As the specialty coffee industry’s worker-led push for true inclusion gains momentum, more and more coffee pros are working to create spaces and forums that center and prioritize coffee professionals of color, from the work of Michelle Johnson on The Chocolate Barista blog and the new Black Coffee event, to Kristina Jackson’s black woman-centered Boston Intersectional Coffee Collective, to Ezra Baker’s panel discussion series Coffee, I See You. In the latest move to create spaces of color in coffee, Alexandra L. Zepeda of Gimme! Coffee is launching Caffeinated and Melanated, a platform for people of color in coffee to collaborate, amplify each other, and create opportunities for growth. Her first event, a social mixer for coffee professionals of color, will take place at El Jardin in the Bronx on Wednesday, August 1.
Born in the South Bronx to Salvadoran parents, Zepeda has worked in coffee since 2011, starting off at Gregory’s Coffee and ending up at Gimme!, where she currently works as a barista. Although she was born in the US, she spent time as a child living around coffee farms in El Salvador. Growing up with coffee at the center of her household, she’s always felt tied to coffee work. While working at the Starbucks Reserve in 2012, she saw the in-depth way she, a barista, could engage with the coffee farms she had been surrounded by in El Salvador as a child; inspired, she decided to dive deep, earning her Coffee Master certification.
As with many other activists of color in US specialty coffee, the inspiration behind C&M came from the lack of spaces for people like Zepeda within the coffee community. “As wonderful as the coffee community is, I didn’t attend any throwdowns or specialty coffee events until 2015 for fear of not fitting in, getting my skills and knowledge downplayed, or getting belittled because of the color of my skin or texture of my hair I inherited from my people, the vocabulary and the loudness I inherited from my hood. I want to be surrounded by people feeling the same thing as I—specifically, women of color.” Zepeda feels lucky to have found a handful of people she truly relates to in her local coffee community and wants to make sure other WOC in coffee have the same opportunity. “WOC are the backbone of this industry. I want to reach out on a nationwide scale.”
In terms of focus, Zepeda wants to make sure that C&M events present real opportunities for professional growth. She wants to follow the group’s inaugural mixer with a series of skill-building events, including workshops to help POC deal with injustice in the workplace. “We’re in an industry that doesn’t set us up for success. I want to create events that actually benefit us professionally.” In addition to skill-building workshops, she also plans to put together a panel discussion event and donate proceeds to the many POC doing revolutionary work at various levels of the industry. Down the line, she also wants to create an exchange program for baristas and producers at origin.

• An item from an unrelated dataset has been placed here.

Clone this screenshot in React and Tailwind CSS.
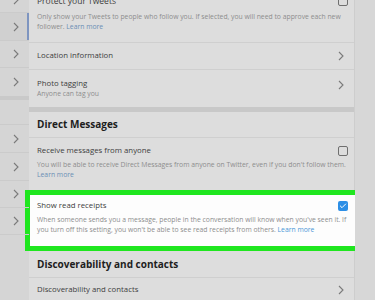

Zepeda is grateful to those who have paved the way for her to start C&M. “I really want to thank Michelle Johnson, Tymika Lawrence, Ezra Baker, and Liz Dean for being amazing leaders in our industry and for inspiring me to do something different, outside of my comfort zone; to step up where it’s needed,” she said. “The coffee industry regularly fails to address the diversity that stretches across their people from farm to cup by putting only one demographic constantly at the front—or, even worse, only acknowledging other groups when it’s beneficial for them. Posting pictures of your amazing WOC baristas for International Women’s Day but refusing to sponsor their dreams of judging or competing just isn’t cutting it anymore. This is why we’re breaking barriers and making ourselves extra comfortable lately.”
By putting herself out there and attending events even when it didn’t always feel comfortable, Zepeda has gotten to know a lot of coffee pros at many different professional levels, from people with dream jobs to those who are still struggling to find their place in the industry. She wants the initial mixer to help coffee professionals of color to start making those connections in a comfortable setting and gaining access to the resources they need, especially outside of the typical competitive setting that throwdowns necessitate. As organizations like C&M help people of color in coffee to connect with each other and gain opportunities for mentorship and support, we can hopefully look forward to a time when no coffee pro ever has to be afraid to go to a throwdown.